# WORK REQUIRED
Copy each line holding the string "this".
┌──
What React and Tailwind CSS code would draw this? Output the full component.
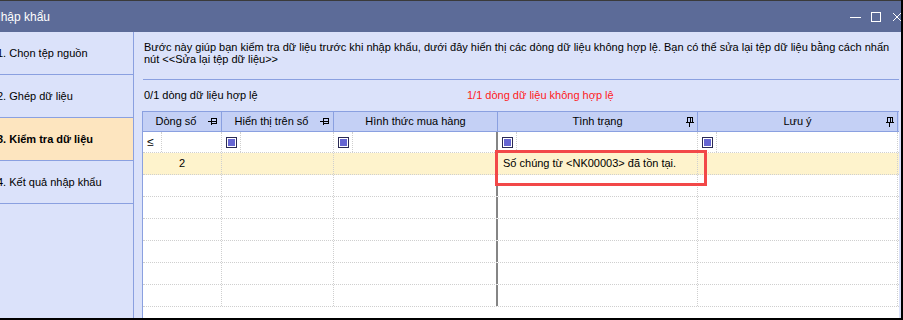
import React from "react";

const HPin = () => (
  <svg width="10" height="8" viewBox="0 0 10 8" className="block">
    <path d="M0 4.5H3.5M3.5 0.5V7.5M3.5 1.5H8.5V6.5H3.5M3.5 4.5H8.5" stroke="#000" strokeWidth="1" fill="none" shapeRendering="crispEdges" />
  </svg>
);

const VPin = () => (
  <svg width="8" height="10" viewBox="0 0 8 10" className="block">
    <path d="M1.5 0.5H6.5V5.5H1.5ZM4.5 0.5V5.5M0 5.5H8M3.5 5.5V10" stroke="#000" strokeWidth="1" fill="none" shapeRendering="crispEdges" />
  </svg>
);

const FilterBox = () => (
  <div className="w-[11px] h-[11px] border border-[#2b2b55] bg-white flex items-center justify-center">
    <div className="w-[7px] h-[7px] bg-[#6565d2]" />
  </div>
);

const cols = ["w-[79px]", "w-[112px]", "w-[164px]", "w-[200px]", "w-[200px]"];

function BodyRow({ yellow, children }) {
  return (
    <div className={`flex h-[22px] border-b border-dotted border-[#cfcfcf] ${yellow ? "bg-[#fef3cc]" : "bg-white"}`}>
      {cols.map((w, i) => (
        <div
          key={i}
          className={`${w} h-full shrink-0 flex items-center ${
            i === 2 ? "border-r-2 border-solid border-[#858585]" : "border-r border-dotted border-[#cfcfcf]"
          }`}
        >
          {children ? children[i] : null}
        </div>
      ))}
    </div>
  );
}

export default function App() {
  const font = { fontFamily: '"Liberation Sans", Arial, sans-serif' };
  return (
    <div
      className="w-[903px] h-[320px] overflow-hidden bg-[#dbe2fa] border-r-2 border-b-2 border-black text-[11px] text-black flex flex-col"
      style={font}
    >
      {/* Title bar */}
      <div className="h-[32px] shrink-0 bg-[#5c6b98] border-t border-[#3a3a3a] flex items-center text-white">
        <div className="-ml-[8px] text-[12px]">Nhập khẩu</div>
        <div className="ml-auto flex items-center h-full">
          <div className="w-[11px] h-px bg-white mr-[10px] mt-[1px]" />
          <div className="w-[10px] h-[10px] border border-white mr-[12px]" />
          <svg width="8" height="10" viewBox="0 0 8 10" className="block">
            <path d="M0 0L8 8M8 0L0 8" stroke="#fff" strokeWidth="1" transform="translate(0,1)" />
          </svg>
        </div>
      </div>

      <div className="flex flex-1 min-h-0">
        {/* Sidebar */}
        <div className="w-[134px] shrink-0 border-r border-[#8aa0e0] flex flex-col">
          <div className="h-[43px] border-b border-[#8aa0e0] flex items-center">
            <span className="-ml-[3px]">1. Chọn tệp nguồn</span>
          </div>
          <div className="h-[43px] border-b border-[#8aa0e0] flex items-center">
            <span className="-ml-[3px]">2. Ghép dữ liệu</span>
          </div>
          <div className="h-[43px] border-b border-[#8aa0e0] bg-[#fde5bf] flex items-center">
            <span className="-ml-[3px] font-bold">3. Kiểm tra dữ liệu</span>
          </div>
          <div className="h-[43px] border-b border-[#8aa0e0] flex items-center">
            <span className="-ml-[3px]">4. Kết quả nhập khẩu</span>
          </div>
        </div>

        {/* Content */}
        <div className="flex-1 min-w-0 pl-[8px] pr-[2px] pt-[9px] flex flex-col">
          <div className="pl-[2px] leading-[12px] whitespace-nowrap">
            Bước này giúp bạn kiểm tra dữ liệu trước khi nhập khẩu, dưới đây hiển thị các dòng dữ liệu không hợp lệ. Bạn có thể sửa lại tệp dữ liệu bằng cách nhấn
            <br />
            nút &lt;&lt;Sửa lại tệp dữ liệu&gt;&gt;
          </div>
          <div className="mt-[14px] h-px bg-[#8aa0e0] ml-[1px]" />
          <div className="mt-[9px] pl-[2px] flex leading-[12px] whitespace-nowrap">
            <span className="w-[323px] shrink-0">0/1 dòng dữ liệu hợp lệ</span>
            <span className="text-[#ff1a1a]">1/1 dòng dữ liệu không hợp lệ</span>
          </div>

          {/* Grid */}
          <div className="mt-[10px] relative flex-1 border-l border-t border-[#8aa0e0] bg-white w-[757px]">
            {/* header */}
            <div className="flex h-[20px] bg-[#c4d0f5] border-b border-[#8aa0e0]">
              {[
                { t: "Dòng số", pin: <HPin /> },
                { t: "Hiển thị trên sổ", pin: <HPin /> },
                { t: "Hình thức mua hàng" },
                { t: "Tình trạng", pin: <VPin /> },
                { t: "Lưu ý", pin: <VPin /> },
              ].map((c, i) => (
                <div key={i} className={`${cols[i]} shrink-0 relative flex items-center justify-center border-r border-[#8aa0e0]`}>
                  <span className={i < 2 ? "pr-[12px]" : ""}>{c.t}</span>
                  {c.pin && <div className="absolute right-[3px] top-[5px]">{c.pin}</div>}
                </div>
              ))}
            </div>
            {/* filter row */}
            <div className="flex h-[21px] bg-white border-b border-dotted border-[#cfcfcf]">
              {cols.map((w, i) => (
                <div
                  key={i}
                  className={`${w} shrink-0 flex ${
                    i === 2 ? "border-r-2 border-solid border-[#858585]" : "border-r border-dotted border-[#cfcfcf]"
                  }`}
                >
                  <div className="w-[19px] h-full border-r border-dotted border-[#cfcfcf] flex items-center justify-center">
                    {i === 0 ? (
                      <span className="text-[12px] leading-none -ml-[3px]">≤</span>
                    ) : (
                      <FilterBox />
                    )}
                  </div>
                </div>
              ))}
            </div>
            <BodyRow
              yellow
              children={[
                <span className="w-full text-right pr-[36px]">2</span>,
                null,
                null,
                <span className="pl-[5px]">Số chúng từ &lt;NK00003&gt; đã tồn tại.</span>,
                null,
              ]}
            />
            <BodyRow />
            <BodyRow />
            <BodyRow />
            <BodyRow />
            <BodyRow />
            <BodyRow />
            {/* red highlight box */}
            <div className="absolute left-[352px] top-[38px] w-[212px] h-[36px] border-[3px] border-[#f24848]" />
          </div>
        </div>
      </div>
    </div>
  );
}
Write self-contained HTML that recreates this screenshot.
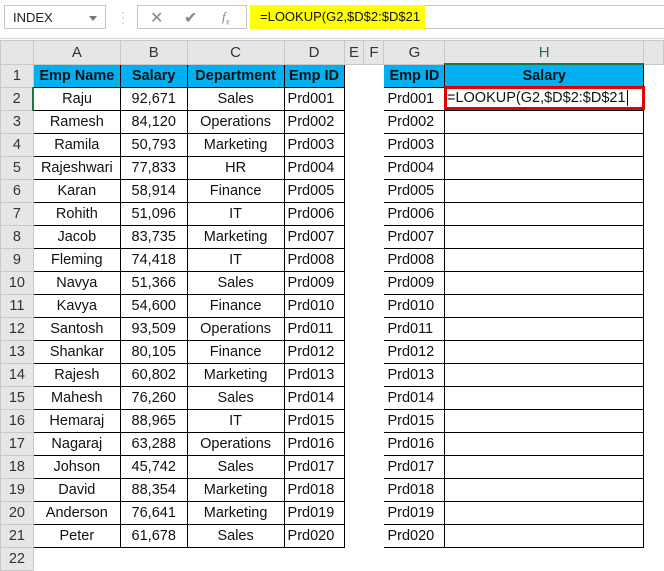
└──
# EXPECTED ANSWER
What React and Tailwind CSS code would draw this? Output the full component.
Write self-contained HTML that recreates this screenshot.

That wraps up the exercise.